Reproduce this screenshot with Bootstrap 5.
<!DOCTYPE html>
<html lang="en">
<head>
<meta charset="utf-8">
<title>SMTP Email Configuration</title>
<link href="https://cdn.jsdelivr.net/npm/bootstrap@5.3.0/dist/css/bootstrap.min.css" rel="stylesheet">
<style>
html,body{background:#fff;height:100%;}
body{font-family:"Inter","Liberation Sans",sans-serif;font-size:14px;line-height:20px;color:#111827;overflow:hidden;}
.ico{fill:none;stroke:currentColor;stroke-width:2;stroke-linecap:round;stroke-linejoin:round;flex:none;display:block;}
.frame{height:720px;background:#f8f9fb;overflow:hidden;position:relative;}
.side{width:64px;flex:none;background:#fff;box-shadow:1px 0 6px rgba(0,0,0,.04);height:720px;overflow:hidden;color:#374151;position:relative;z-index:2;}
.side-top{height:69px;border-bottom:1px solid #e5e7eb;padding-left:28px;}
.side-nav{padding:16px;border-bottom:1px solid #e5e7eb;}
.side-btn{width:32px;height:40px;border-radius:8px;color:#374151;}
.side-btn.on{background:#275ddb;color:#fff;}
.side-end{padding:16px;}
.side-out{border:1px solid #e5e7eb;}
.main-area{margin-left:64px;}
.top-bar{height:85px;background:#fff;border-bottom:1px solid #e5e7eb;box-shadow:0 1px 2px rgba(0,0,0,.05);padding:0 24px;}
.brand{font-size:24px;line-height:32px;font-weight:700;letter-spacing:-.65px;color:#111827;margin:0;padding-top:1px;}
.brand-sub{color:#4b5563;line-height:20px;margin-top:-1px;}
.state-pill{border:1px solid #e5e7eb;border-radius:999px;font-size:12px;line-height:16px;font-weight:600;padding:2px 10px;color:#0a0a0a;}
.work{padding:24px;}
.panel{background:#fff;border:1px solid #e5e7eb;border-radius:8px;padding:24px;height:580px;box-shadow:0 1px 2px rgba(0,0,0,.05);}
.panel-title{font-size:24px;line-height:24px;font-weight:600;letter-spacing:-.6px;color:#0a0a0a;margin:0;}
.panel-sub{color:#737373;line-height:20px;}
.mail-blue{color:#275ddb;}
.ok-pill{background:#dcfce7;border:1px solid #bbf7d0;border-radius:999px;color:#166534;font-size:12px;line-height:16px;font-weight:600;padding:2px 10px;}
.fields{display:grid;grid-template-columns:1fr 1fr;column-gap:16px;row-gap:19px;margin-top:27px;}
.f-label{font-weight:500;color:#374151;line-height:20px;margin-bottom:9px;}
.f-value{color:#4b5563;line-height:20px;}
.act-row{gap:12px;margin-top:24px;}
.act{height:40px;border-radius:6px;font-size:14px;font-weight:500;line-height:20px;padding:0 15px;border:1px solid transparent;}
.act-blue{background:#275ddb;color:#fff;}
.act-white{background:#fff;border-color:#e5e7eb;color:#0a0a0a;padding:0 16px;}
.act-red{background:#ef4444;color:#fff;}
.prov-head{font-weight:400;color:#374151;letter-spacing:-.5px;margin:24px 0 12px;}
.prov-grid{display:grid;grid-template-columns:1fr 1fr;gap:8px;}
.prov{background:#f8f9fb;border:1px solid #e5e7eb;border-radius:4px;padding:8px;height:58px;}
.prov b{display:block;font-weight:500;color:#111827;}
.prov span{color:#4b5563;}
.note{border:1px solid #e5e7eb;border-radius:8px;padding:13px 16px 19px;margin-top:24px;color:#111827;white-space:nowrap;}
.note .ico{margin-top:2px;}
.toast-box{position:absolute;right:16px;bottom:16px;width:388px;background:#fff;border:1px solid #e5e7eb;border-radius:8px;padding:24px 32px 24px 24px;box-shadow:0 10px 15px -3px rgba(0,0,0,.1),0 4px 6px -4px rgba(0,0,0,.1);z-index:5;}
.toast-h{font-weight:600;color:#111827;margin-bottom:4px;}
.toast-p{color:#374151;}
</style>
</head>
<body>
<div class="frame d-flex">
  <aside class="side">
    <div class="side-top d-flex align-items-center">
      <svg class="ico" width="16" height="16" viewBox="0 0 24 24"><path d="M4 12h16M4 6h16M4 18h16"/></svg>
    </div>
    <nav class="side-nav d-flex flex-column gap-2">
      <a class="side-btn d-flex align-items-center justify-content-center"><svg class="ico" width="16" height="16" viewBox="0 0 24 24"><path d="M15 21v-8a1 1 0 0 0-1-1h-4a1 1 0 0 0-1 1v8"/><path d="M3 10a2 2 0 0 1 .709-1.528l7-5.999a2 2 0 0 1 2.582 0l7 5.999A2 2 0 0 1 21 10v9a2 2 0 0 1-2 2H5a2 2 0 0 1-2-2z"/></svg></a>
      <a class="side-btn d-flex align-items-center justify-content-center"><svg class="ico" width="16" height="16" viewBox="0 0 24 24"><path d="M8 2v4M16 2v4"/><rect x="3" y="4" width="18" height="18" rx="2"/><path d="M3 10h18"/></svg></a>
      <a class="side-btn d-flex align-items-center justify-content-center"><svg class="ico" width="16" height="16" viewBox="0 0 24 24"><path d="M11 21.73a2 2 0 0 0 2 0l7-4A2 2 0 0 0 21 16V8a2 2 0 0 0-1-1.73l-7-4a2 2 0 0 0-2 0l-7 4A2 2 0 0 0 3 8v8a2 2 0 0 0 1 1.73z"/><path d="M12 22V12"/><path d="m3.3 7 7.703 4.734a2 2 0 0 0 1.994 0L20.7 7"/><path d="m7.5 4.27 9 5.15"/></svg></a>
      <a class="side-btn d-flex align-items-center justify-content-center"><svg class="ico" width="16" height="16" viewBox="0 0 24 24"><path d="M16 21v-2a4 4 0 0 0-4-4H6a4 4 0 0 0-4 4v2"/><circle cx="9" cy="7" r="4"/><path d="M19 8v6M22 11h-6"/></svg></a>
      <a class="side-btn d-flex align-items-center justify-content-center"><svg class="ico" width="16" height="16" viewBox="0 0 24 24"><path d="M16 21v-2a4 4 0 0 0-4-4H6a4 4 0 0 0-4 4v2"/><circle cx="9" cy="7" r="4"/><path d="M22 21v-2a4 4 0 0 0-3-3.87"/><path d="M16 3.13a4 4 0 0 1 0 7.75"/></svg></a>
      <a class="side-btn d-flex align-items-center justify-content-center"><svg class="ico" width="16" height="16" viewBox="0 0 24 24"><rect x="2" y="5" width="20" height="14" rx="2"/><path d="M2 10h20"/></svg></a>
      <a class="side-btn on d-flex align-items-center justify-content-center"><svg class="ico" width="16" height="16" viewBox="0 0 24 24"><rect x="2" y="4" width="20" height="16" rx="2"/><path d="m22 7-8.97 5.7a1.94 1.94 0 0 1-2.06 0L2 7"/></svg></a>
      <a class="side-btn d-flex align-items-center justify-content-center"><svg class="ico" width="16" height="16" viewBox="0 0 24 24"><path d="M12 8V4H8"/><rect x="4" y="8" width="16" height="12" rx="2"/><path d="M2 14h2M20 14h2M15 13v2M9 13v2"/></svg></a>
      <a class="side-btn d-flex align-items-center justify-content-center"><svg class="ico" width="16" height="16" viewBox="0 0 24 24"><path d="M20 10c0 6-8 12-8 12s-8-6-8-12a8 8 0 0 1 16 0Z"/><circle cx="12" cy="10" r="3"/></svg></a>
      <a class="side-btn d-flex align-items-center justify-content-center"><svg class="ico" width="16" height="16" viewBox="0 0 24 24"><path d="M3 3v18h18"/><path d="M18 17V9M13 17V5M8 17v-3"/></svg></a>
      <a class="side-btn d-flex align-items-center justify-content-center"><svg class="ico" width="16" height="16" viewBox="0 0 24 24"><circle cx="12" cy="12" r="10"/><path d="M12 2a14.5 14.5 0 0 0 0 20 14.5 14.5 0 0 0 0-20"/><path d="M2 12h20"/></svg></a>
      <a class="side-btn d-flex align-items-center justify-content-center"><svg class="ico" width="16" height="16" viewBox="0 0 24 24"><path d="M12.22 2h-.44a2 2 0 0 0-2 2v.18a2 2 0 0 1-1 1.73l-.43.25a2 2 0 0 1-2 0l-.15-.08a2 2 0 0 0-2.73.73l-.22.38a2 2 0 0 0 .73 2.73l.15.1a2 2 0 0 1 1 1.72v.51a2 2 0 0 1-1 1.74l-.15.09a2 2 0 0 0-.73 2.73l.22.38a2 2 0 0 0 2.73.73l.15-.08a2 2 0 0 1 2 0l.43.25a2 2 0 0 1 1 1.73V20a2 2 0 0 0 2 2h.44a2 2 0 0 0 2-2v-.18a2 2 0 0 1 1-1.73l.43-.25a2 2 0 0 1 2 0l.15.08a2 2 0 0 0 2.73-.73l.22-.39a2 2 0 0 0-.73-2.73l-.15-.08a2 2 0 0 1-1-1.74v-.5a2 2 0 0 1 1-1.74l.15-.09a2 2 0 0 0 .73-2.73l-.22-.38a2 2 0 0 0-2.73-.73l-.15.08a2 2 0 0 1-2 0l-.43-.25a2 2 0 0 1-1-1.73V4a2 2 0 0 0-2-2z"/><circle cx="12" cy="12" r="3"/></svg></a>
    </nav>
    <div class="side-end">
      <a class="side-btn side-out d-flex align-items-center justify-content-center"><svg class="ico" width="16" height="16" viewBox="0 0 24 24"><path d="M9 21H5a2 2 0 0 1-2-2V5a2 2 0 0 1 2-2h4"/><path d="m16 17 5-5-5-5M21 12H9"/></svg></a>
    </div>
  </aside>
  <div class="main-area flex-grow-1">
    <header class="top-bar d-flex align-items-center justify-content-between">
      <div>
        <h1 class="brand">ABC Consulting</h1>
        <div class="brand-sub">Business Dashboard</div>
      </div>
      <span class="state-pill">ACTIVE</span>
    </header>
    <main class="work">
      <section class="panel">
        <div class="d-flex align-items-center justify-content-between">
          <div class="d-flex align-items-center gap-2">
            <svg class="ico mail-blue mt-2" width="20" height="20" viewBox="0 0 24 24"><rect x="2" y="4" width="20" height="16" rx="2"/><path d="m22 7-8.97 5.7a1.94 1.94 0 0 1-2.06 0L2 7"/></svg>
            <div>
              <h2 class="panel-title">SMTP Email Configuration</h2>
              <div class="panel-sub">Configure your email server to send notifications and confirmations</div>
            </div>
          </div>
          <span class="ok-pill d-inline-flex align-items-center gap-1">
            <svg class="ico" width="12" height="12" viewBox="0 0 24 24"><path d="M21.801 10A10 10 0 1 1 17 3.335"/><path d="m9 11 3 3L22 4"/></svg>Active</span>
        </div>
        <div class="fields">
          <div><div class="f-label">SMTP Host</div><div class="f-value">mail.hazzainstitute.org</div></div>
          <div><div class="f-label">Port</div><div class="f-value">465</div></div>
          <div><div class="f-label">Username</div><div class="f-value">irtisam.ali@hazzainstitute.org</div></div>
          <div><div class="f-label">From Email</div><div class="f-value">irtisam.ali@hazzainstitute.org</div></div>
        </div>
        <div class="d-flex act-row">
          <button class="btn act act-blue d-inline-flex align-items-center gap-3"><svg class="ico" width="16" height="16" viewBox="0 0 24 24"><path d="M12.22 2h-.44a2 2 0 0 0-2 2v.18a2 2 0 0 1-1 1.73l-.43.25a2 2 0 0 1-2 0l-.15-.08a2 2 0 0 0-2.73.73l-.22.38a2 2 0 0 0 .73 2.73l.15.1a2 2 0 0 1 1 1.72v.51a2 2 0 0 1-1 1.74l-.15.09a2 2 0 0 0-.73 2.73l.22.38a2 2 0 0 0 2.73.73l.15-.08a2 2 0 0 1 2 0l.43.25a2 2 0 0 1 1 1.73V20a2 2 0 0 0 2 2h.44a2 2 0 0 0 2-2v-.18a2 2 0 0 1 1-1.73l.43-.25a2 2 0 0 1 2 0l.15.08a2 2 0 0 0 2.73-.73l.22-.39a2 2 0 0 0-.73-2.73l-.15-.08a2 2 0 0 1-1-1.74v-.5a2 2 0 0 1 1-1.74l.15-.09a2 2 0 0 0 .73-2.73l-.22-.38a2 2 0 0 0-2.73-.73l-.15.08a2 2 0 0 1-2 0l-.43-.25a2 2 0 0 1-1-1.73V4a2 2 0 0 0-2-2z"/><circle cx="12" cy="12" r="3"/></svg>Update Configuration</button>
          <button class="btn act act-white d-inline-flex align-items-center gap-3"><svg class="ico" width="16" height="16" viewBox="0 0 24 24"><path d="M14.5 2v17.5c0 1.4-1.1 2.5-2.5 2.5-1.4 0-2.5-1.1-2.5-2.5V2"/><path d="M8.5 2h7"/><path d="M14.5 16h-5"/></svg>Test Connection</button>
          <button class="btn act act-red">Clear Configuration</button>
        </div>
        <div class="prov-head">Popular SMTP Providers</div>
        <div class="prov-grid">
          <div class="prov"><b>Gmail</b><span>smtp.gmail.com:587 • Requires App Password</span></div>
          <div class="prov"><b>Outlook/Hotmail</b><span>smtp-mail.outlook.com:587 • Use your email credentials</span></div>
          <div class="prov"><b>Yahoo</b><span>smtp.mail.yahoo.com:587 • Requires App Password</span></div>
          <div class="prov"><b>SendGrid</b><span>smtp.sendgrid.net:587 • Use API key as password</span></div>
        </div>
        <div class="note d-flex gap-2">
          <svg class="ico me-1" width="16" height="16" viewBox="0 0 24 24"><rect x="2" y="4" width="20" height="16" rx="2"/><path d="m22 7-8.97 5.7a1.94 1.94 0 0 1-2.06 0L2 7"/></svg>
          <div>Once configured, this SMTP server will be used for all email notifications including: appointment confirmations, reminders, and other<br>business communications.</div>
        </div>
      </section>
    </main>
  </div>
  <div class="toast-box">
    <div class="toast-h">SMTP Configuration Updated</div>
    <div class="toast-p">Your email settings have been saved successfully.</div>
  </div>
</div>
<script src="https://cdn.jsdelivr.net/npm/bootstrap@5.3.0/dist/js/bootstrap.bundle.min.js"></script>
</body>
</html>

## WORK INSTRUCTIONS
Show all lines from the listing above in which "this" appears.

## ANSWER TO THE PROBLEM
Reproduce this screenshot with Bootstrap 5.
          <div>Once configured, this SMTP server will be used for all email notifications including: appointment confirmations, reminders, and other<br>business communications.</div>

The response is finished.